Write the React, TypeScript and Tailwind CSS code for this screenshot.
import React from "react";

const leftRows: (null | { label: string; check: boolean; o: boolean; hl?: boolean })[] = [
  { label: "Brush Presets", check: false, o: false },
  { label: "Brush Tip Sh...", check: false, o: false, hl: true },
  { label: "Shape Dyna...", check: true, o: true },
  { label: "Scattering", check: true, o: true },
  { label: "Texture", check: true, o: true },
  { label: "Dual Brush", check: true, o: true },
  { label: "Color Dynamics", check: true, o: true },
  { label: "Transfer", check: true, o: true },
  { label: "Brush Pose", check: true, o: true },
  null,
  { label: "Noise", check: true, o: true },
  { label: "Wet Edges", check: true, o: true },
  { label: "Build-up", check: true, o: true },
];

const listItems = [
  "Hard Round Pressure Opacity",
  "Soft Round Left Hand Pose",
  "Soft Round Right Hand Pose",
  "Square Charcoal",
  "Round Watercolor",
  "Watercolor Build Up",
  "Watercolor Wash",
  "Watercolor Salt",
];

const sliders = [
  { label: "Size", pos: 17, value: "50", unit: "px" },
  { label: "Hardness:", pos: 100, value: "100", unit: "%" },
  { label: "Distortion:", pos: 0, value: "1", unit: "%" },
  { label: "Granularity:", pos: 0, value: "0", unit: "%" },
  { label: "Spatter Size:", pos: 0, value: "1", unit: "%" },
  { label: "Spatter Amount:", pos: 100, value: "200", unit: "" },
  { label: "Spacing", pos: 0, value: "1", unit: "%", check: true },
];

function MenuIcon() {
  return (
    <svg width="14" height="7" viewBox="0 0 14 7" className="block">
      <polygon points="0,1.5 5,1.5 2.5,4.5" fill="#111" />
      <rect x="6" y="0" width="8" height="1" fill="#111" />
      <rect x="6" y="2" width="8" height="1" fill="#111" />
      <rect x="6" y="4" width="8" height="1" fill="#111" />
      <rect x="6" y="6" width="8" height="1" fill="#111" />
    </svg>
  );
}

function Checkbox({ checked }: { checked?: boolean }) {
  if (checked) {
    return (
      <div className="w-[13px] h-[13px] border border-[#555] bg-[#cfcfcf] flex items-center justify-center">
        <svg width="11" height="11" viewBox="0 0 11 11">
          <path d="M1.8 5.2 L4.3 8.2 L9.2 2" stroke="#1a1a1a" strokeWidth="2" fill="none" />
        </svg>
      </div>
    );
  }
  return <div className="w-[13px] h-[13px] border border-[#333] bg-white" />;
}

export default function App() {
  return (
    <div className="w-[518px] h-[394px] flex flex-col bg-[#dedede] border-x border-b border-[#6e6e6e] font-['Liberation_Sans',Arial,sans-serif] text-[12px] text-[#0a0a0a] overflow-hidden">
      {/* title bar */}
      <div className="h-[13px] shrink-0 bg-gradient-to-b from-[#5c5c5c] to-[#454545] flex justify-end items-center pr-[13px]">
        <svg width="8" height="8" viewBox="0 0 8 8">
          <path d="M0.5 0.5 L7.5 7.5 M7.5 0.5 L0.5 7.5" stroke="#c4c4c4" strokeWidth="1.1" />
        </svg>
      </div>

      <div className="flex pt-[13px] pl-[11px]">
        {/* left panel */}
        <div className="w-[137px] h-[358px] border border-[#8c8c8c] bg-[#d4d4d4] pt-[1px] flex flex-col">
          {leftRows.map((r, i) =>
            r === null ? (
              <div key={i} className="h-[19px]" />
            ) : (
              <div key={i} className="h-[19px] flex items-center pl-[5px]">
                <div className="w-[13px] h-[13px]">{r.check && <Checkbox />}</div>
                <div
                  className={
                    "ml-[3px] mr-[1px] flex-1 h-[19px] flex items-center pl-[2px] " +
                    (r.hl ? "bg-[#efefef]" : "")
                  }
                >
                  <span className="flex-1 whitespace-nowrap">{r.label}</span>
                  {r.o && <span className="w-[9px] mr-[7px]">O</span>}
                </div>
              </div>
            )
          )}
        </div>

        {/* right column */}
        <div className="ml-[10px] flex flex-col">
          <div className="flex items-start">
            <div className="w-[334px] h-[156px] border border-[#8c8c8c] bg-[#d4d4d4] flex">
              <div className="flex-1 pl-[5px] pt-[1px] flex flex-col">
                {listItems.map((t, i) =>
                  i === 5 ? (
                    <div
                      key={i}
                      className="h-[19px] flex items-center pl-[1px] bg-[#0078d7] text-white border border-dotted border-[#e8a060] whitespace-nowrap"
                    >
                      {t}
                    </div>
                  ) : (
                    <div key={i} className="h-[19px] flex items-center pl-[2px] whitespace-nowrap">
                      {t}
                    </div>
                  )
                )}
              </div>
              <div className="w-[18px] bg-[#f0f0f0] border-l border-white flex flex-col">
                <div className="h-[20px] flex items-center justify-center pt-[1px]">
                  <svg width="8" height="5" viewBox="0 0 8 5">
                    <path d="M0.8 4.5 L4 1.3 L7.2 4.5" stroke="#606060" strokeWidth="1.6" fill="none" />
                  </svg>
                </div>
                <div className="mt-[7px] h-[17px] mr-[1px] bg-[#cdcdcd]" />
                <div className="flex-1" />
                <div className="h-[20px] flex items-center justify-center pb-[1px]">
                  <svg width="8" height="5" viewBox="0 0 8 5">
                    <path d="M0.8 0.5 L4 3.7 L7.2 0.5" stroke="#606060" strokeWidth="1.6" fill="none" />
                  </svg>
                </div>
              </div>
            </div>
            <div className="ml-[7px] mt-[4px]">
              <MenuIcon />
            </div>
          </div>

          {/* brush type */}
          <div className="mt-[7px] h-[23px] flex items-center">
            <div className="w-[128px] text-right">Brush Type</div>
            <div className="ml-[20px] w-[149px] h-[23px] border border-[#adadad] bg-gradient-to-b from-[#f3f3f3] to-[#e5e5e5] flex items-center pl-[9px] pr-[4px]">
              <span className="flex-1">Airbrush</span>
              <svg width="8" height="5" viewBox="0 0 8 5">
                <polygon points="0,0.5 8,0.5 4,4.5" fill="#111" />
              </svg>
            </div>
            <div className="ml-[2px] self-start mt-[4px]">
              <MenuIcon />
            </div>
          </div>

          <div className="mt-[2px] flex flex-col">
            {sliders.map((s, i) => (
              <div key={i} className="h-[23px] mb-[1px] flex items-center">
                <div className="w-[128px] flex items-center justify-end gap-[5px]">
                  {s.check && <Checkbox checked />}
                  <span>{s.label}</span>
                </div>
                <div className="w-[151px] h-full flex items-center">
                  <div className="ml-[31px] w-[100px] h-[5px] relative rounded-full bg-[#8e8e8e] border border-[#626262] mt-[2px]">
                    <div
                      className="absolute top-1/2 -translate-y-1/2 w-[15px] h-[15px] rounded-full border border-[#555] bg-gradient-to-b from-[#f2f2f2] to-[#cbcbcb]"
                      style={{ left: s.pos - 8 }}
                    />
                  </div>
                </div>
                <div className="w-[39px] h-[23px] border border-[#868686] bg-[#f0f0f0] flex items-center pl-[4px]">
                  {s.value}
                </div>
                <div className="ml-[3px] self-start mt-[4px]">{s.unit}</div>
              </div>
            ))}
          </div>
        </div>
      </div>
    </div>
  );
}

··········

--- TASK DESCRIPTION ---
Find each line that has the word "React", then copy it out.

--- WORKED ANSWER ---
Write the React, TypeScript and Tailwind CSS code for this screenshot.
import React from "react";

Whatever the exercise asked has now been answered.